Computational Tools for Social Scientists Workshop

Dates: 2023-8-14, 2023-8-15, 2022-8-18

Location: Ives 108

Times:

  • 2023-8-14 and 8-15: 9:00 a.m. - 4:00 p.m.
  • 2023-8-18: TBD

Registration

Goal

The goal of this workshop is to make early-career researchers in the social sciences (e.g. Ph.D. students and early faculty) aware of computational tools and toolkits that will allow them to more efficiently and reproducibly conduct their research. We will showcase computer-oriented techniques and tools, from basic command line tools on Windows, Linux, and Mac, to version control, to optimization and parallelization techniques. These methods are useful not just for high-performance computing, but by necessity make research reproducible. If you touch a computer as part of your research, you should come!

More goals and non-goals

This workshop is designed to open your eyes to the possibilities, scratching the surface, but mostly not diving into any particular depths. The goal is NOT to teach a full course on SAS, Stata, Matlab, R, Python, MPI, Fortran, etc. - there are other classes for that. We will teach just enough of each programming language to be able to highlight additional techniques. There will be hands-on training on a few systems (TBD).

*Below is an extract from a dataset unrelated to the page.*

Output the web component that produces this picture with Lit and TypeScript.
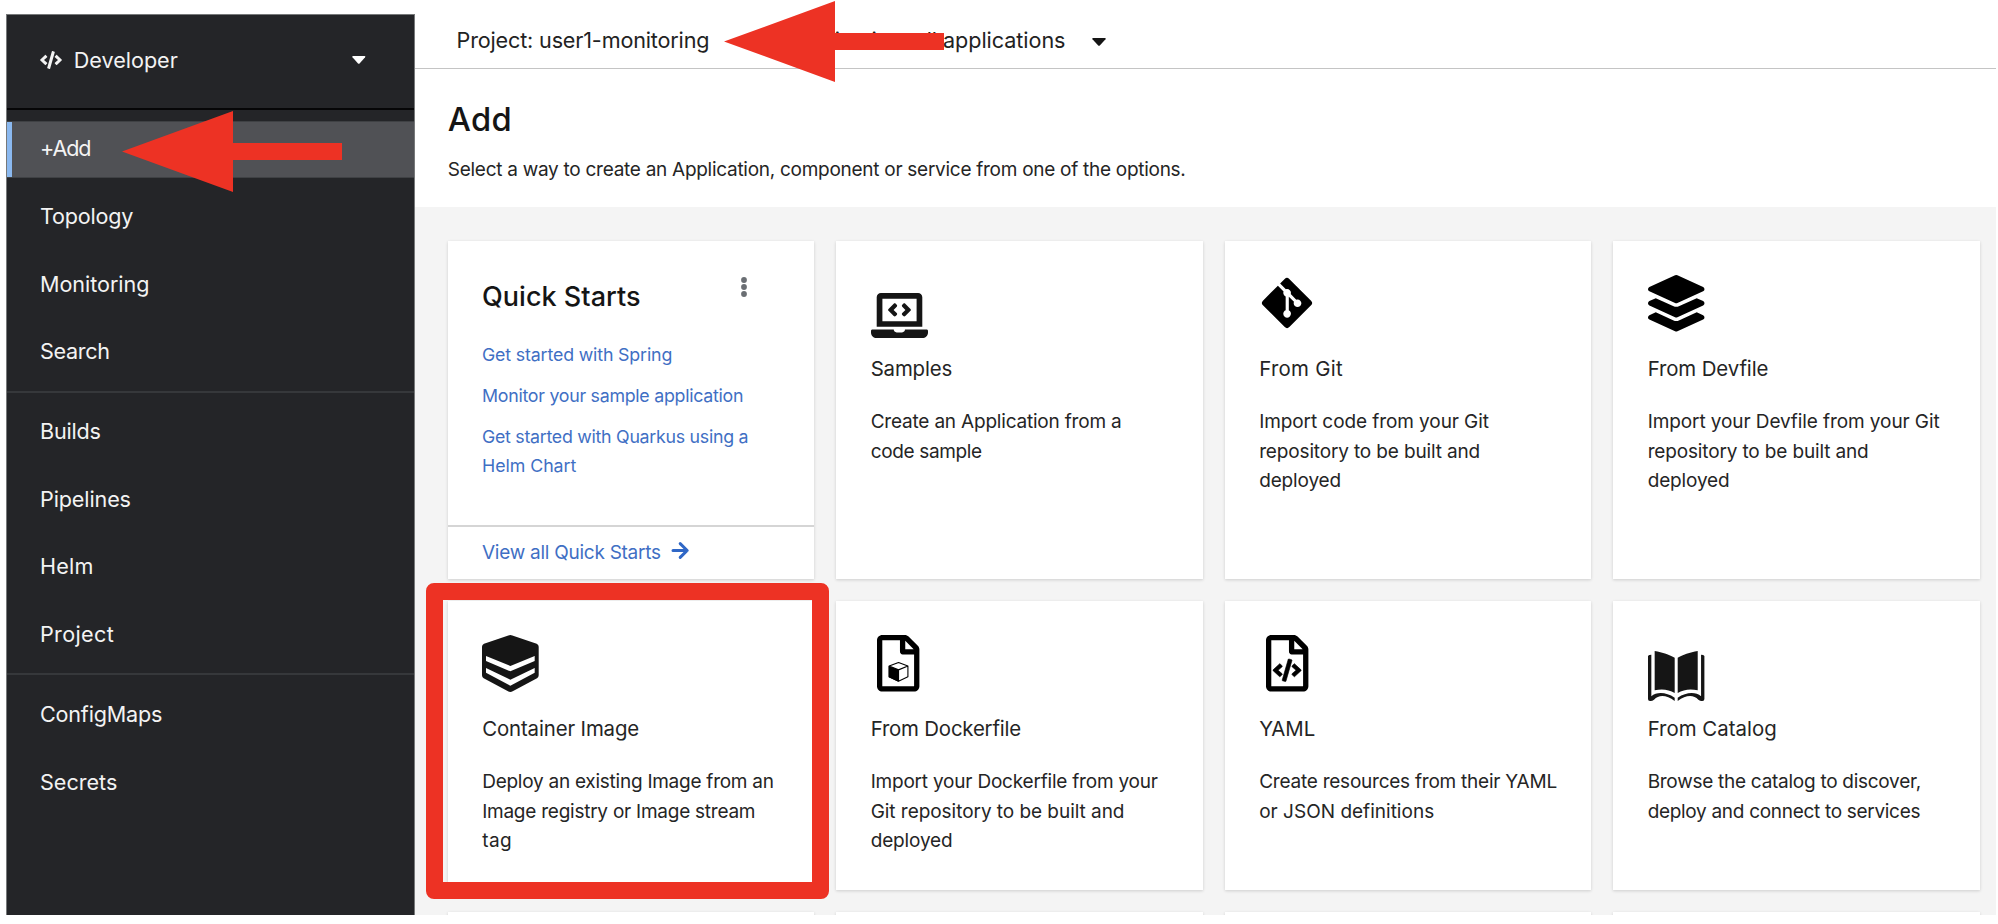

We will discuss ways to structure your computional projects with an eye on efficiency during development and reproducibility after publication (by AEA standards). Additional topics include reproducibility when data may be private, computation when compute resources are scarce (parallel computing, cloud computing), automation in the service of reliability and reproducibility, and other topics. We will provide hands-on training in at least one advanced computing technique.

You and the workshop

We highlight that this is a workshop - we will work on problems as a group, drawing on expertise in the “room” as needed. If you have a specific question, and want to work on it, we may do so. If you want to primarily listen, that’s fine too. You should expect to do some exercises each day. We have a two-day break (to not step on the Economics Department’s TA training), and reconvene on the Friday (Aug 19) to discuss outcomes, questions, and next steps for some.

Target group

Second year Ph.D. and higher, and faculty, in Economics or other social sciences. If you haven’t participated in the workshop in the past, or want a refresher, you should participate! If you want to chat about the computational aspects of social sciences, or reproducibility, come and join the workshop!

Tentative schedule

Details coming soon:

Monday

Hands-on creation of a reproducible project, ready to be uploaded to a journal replication archive.

Tuesday

Follow-up to Monday, plus some high-performance computing tricks, and how to deposit your own data at a trusted repository (and what all of that means)

Friday

Details on computing infrastructure for social scientists (in particular economists) at Cornell and elsewhere. When to use what.